Although I do not condone violence or the destruction of property, as we watched the 3rd precinct burn, with no police or fire personnel intervention, it became a symbol of what many black and brown people desire to happen to the structurally racist system of oppression that has built this country. We want it destroyed and we want to work together to build a new system with a foundation of true equity.

Wake Up! “Wake up all the builders, time to build a new land.”

As we look towards the very real task of cleaning up our city and rebuilding, I am proud to witness Minnesotans at our best. Before the smoke even cleared, people came out into the streets in droves with brooms and dustpans to clean up the piles of debris that accumulated throughout our city streets. No one even had to ask. People just did what they know needed to be done.

That is the kind of courageous behavior we need as we not only re-build the buildings that have been destroyed throughout south Minneapolis and other places around Minneapolis and St. Paul, but we need that same courage to roll up our sleeves and rebuild our systems in Minnesota and across America.

Let’s wake up and realize that racist systems of oppression are just as deadly, if not deadlier than the coronavirus.
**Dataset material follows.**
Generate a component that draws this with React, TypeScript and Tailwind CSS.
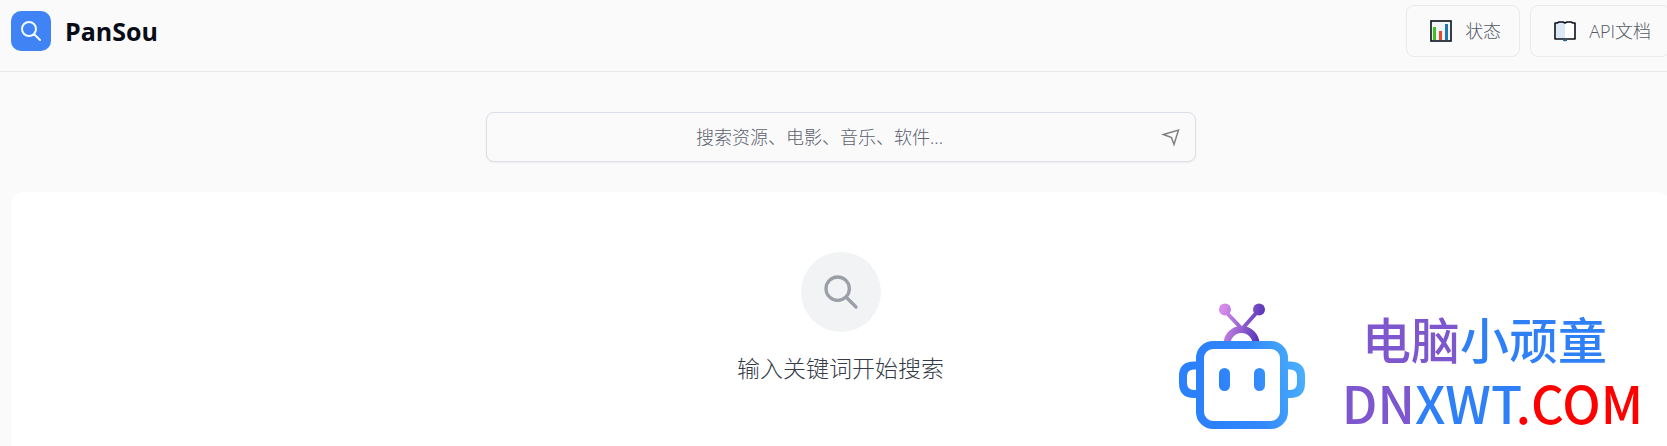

And in the same way we have come together to fight COVID-19, we can fight and dismantle white supremacy and rebuild a system of justice and equity. Fighting COVID-19 has been extremely hard on us all and it is not lost on me that our children are now growing up with a collective Adverse Childhood Experience by surviving COVID-19. However, the difference in how we are fighting the virus as compared to how we are fighting (or not fighting as the case may be) systemic racism, is that we are talking about COVID-19 and actively making structural changes that address the root of the issue. We receive almost daily updates from our Governor. Our entire economic system and the way we purchase and sell goods and food has shifted almost overnight. The mass media has been consumed with daily reports on our death tolls and testing for the virus and we are anxiously waiting for a cure. And although we may not always agree on the methods we are taking, we do seem to unified with a common result – flatten the curve and decrease the amount of people getting sick and dying.
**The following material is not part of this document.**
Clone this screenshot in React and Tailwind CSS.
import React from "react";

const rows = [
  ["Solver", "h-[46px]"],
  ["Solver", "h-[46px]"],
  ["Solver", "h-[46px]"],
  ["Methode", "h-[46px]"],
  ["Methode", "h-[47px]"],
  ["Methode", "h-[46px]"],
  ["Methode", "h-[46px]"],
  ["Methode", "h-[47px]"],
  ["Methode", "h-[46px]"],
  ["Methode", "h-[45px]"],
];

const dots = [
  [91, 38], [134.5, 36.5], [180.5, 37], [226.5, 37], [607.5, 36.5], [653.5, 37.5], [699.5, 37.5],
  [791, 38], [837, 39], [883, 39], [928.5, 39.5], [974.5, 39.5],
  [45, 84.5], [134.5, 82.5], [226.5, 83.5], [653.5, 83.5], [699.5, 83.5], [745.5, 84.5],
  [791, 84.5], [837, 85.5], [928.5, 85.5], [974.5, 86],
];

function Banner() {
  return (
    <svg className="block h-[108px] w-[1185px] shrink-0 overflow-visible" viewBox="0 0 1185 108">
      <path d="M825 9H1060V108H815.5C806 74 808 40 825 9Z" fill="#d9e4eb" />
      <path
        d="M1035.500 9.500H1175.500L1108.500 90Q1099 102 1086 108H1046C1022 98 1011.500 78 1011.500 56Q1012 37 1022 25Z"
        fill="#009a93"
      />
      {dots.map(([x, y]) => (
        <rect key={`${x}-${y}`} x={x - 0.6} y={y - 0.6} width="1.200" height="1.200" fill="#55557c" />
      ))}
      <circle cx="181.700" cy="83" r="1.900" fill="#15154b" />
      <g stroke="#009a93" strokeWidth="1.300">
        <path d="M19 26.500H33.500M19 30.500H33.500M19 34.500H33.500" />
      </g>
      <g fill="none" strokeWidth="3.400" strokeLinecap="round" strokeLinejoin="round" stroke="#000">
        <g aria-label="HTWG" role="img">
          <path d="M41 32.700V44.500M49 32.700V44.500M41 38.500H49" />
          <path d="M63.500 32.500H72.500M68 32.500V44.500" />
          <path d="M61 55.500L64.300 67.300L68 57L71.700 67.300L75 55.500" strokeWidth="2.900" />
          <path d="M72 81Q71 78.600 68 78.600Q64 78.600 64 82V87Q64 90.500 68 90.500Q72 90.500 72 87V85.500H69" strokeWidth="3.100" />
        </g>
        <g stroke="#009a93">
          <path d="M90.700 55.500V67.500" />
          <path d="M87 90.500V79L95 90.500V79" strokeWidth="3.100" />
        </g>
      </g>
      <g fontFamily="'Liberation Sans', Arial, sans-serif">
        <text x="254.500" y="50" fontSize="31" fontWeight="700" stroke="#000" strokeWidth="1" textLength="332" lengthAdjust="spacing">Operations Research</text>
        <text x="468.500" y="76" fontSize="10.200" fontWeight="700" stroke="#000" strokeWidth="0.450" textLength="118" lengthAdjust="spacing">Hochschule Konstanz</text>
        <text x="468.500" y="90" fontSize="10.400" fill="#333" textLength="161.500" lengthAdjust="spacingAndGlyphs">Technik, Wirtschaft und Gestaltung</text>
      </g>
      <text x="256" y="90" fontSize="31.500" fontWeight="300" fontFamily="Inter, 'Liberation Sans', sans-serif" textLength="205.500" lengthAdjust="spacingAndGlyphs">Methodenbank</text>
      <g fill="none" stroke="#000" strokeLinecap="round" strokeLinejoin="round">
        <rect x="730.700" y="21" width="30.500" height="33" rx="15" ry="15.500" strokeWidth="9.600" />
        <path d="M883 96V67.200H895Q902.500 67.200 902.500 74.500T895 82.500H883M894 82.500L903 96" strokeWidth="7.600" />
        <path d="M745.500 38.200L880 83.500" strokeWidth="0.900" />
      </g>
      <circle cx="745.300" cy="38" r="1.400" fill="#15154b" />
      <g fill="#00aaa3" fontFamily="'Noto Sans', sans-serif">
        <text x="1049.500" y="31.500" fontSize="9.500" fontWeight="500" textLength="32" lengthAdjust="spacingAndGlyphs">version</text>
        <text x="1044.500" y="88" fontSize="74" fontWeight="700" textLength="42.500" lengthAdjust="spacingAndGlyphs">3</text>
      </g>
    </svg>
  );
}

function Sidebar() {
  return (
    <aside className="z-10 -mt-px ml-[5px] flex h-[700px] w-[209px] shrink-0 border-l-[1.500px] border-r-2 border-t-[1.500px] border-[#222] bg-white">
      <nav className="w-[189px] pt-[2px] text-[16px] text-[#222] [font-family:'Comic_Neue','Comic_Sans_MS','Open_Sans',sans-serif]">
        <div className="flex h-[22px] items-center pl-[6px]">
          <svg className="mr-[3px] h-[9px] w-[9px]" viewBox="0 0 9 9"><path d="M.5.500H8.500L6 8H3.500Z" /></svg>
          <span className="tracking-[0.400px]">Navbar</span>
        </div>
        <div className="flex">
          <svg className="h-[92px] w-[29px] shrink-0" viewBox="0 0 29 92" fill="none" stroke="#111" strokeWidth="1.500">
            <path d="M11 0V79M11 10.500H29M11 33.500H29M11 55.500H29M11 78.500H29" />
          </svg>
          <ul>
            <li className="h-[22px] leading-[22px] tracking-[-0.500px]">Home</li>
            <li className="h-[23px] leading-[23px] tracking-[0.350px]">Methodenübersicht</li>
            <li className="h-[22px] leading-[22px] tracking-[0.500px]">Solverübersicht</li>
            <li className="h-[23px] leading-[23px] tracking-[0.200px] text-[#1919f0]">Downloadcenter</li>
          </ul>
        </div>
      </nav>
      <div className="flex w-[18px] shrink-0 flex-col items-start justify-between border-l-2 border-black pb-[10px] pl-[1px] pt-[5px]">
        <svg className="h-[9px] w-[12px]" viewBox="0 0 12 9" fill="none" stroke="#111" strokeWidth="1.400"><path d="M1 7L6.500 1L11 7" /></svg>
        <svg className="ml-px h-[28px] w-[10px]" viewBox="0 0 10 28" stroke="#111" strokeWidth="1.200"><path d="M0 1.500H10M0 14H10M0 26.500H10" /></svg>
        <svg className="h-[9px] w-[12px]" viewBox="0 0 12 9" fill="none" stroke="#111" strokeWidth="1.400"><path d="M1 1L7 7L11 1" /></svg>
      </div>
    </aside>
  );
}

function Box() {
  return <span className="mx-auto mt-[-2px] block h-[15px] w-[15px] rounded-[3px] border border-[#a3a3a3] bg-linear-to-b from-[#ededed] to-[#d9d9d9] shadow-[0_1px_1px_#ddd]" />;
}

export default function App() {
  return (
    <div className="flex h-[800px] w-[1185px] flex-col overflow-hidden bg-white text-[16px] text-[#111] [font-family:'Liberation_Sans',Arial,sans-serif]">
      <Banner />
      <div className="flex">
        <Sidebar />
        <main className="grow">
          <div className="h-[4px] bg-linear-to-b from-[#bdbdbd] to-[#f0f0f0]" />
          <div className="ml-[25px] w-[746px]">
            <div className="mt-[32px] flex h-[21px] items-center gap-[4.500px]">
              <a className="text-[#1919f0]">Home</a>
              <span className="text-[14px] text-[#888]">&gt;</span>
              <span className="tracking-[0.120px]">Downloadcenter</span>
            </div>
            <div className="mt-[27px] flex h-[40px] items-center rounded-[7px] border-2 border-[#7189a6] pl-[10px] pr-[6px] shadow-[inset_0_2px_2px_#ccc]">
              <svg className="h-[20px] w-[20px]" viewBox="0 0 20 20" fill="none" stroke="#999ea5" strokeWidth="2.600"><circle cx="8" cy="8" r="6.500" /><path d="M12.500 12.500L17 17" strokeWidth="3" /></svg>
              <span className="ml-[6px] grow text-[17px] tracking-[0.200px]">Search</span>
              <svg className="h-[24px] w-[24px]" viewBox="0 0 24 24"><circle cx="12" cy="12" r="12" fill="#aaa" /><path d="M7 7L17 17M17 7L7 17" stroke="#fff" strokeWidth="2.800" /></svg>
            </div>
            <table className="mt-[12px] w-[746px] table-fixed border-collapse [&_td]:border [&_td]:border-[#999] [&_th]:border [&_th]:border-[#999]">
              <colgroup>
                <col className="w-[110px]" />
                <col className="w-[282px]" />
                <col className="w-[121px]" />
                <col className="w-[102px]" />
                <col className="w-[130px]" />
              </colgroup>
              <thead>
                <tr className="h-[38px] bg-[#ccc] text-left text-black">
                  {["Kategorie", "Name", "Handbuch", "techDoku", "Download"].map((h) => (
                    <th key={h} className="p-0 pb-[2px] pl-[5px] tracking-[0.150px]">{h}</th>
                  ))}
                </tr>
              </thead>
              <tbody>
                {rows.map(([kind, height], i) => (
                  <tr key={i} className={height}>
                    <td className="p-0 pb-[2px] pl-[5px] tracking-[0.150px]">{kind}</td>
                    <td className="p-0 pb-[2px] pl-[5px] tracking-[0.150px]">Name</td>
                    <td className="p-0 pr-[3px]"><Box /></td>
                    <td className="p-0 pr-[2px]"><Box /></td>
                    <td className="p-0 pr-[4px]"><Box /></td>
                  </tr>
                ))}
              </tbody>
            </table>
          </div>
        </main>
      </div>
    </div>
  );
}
In regards to our second pandemic of systemic racism, we do not like to talk about it at all. And when brave people of all colors try to talk about it, we get uncomfortable and try to shift the dialogue away from the true issue. We are divided on if there really is a problem, and even among those who are well aware of the systemic issues we face, we are not in agreement on a common agenda, content to whittle away in our silos with little to no true change.

In case you have not realized it yet, this is your wake up call. And I am calling on all of my colleagues in early childhood to wake up to the reality of what our system is complicit in. Let George Floyd’s murder be a wakeup call to us all. Let’s wake up and fight for a system rooted in equity, not exploiting black and brown bodies to sustain our programs. It is time for us to mobilize as we have mobilized around this common agenda of fighting COVID-19. We need to realize that our systems will look differently, just as they do now as we are fighting COVID-19. We will need to get comfortable with being uncomfortable, as we are now being forced to do so with sheltering in place policies and helping our children with distance learning. We need to realize that our government will need to step in and do things differently, as they are now by providing stimulus checks and payroll protection, passing laws in a timely manner to address the Pandemic; it can be done.

If you had told our country even six months ago that we would be living in the world that we are living in now, most people, including myself, would not have believed it. That is a true testament to what we as humans are capable of when we are united in a common goal. Racial injustice is a global pandemic that requires an emergency response. So, let’s WAKE UP and get to work!